Pessoa, un pesimista vital que trasegaba en abundancia y apuraba ochenta cigarrillos al día, el oficinista ceniciento que apuntaba versos en servilletas, tickets y otros papeles volanderos (en ellos anotó gran parte de las páginas del «Libro del desasosiego») era un heredero más del pesimismo de 1890, cuando Inglaterra reducía a Portugal de imperio a nación.
Esa fecha era como el 98 para España, un punto y aparte. El escritor aspiró a reinstaurar la grandeza de su país sobre la pujanza de la lengua y las artes y no sobre el mercantilismo y el destello de las armas. Cuando París ardía con las nuevas formas de pintar que traía la época, él comprendió que la imitación no resolvía nada y sí la absorción. Defendió la asimilación, que no es más que la impregnación de lo internacional con la creatividad de lo local, que en el caso de Portugal se vería más adelante influenciado por la estancia fugaz de Sonia y Robert Delaunay. Pessoa fue abasteciendo a los artistas de nombres, como el «paulismo», el «interseccionismo», el «sensacionismo», que defendía que había que sentir todo y de todas las maneras, sentir una cosa y también su opuesto, una teoría que le aproximaba a ese linaje de personajes ficticios que describió –de momento se han contado 136, pero todavía quedan 27.543 documentos de Pessoa sin estudiar, entre los cuales puede haber varias obras inéditas–.
Su amistad con José de Almada Negreiros puso su obra en contacto con los artistas, que mostraron un acercamiento a las tesis y las reflexiones del escritor, que, en el fondo, era una figura más bien esquiva y discreta, al que pocos reconocerían en la calle (las instantáneas que se conservan de él andando por Lisboa fueron tomadas por fotógrafos que ganaban dinero retratando a peatones).
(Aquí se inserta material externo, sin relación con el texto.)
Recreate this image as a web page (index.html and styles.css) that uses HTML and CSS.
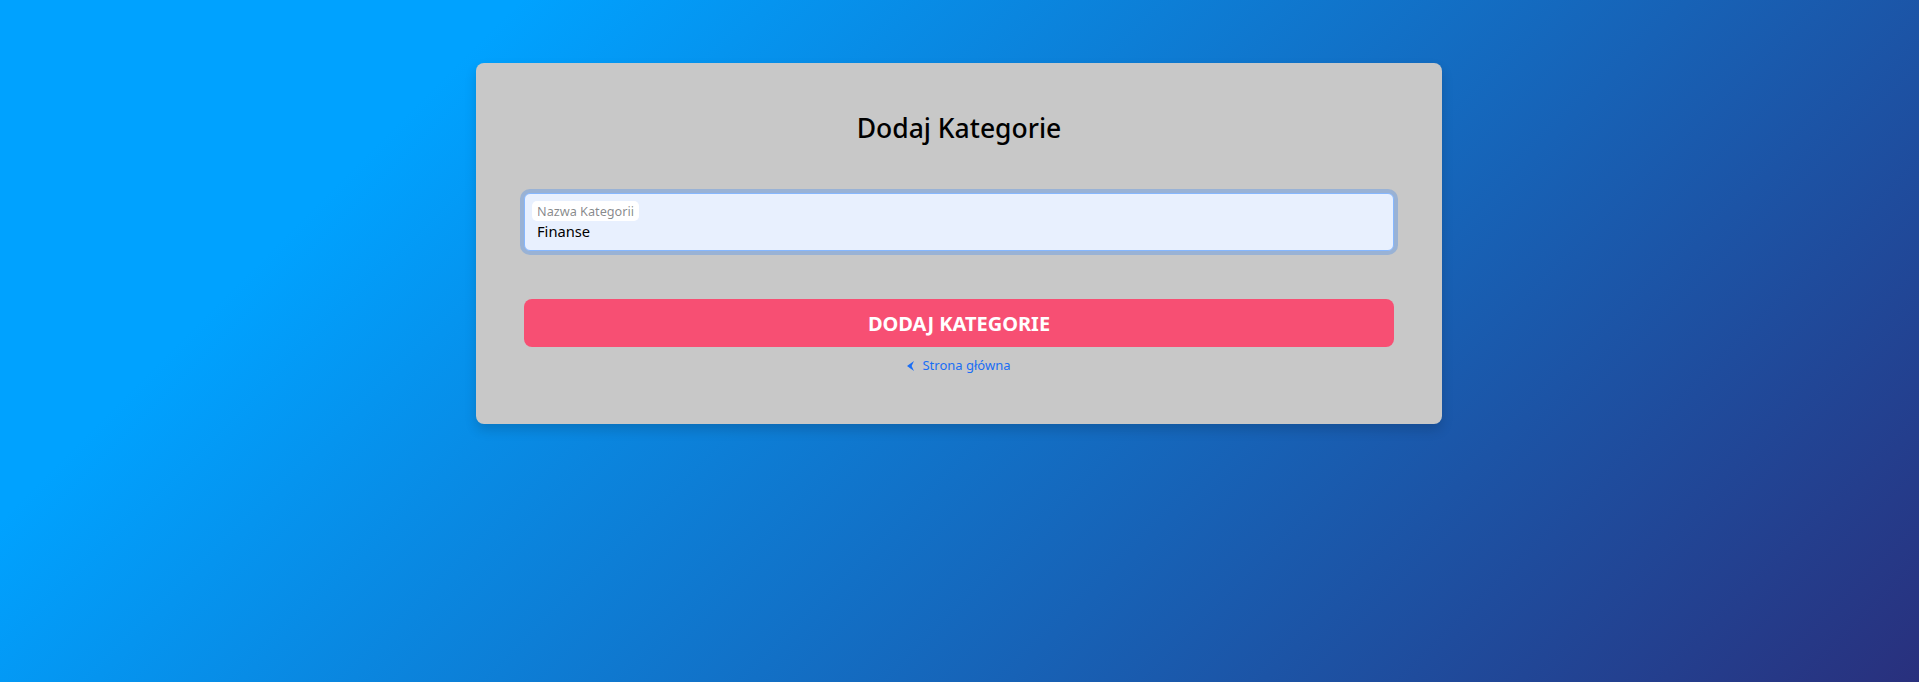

Ellos dos, junto a Mário de Sá-Carneiro, formaron uno de los primeros grupos modernistas que hubo en Portugal y aportaron suficiente bagaje intelectual para que este país acabara deglutiendo la nueva pintura procedente de Europa y le imprimiera un timbre personal, un sello de autenticidad. Los cuadros de Júlio Dos Reis Pereira rezuman algo de Chagall y tienen también algo de George Grosz. Toda esta pintura de vanguardia, protagonizada por artistas como Adriano de Sousa Lopes, Mario Eloy o Amadeo de Souza-Cardoso, amigo de Modigliani y cuya muerte en 1918 afectó de manera especial a Pessoa, es la que reunirá el Museo Reina Sofía, que cuenta con la colaboración del Museo Gulbenkian de Lisboa, a partir del 6 de febrero. Una muestra, comisariada por João Fernandes y Ana Ara, que reunirá, bajo el nombre de «Pessoa. Todo arte es una forma de literatura», alrededor de 160 piezas, entre pinturas, dibujos y fotografías, y que descubrirá en Madrid la obra de más de veinte autores, como Sarah Affonso o Eduardo Viana, con el objetivo de enseñar cómo Pessoa articuló el discurso artístico.
Historia de un cuadro
José de Almada Negreiros y Fernando Pessoa pertenecían a la llamada generación Orpheu, nombre de una revista de la que se publicaron dos números (el tercero sería facsimilar y salió décadas después) y que resultó esencial para la literatura y las artes en Portugal. Almada, amigo del poeta, hizo un retrato de él en 1954 para el restaurante Irmãos Unidos, un lugar que solían frecuentar. Lo hizo por un precio irrisorio, pero al cerrarse el local, los propietarios se lucraron con esa pieza al vender la obra por varias veces el montante inicial. El pintor, enfadado, hizo una réplica en el año 1964 (la de la imagen) exactamente igual, pero simétrica a la anterior, que se conserva hoy en la Fundación Gulbenkian.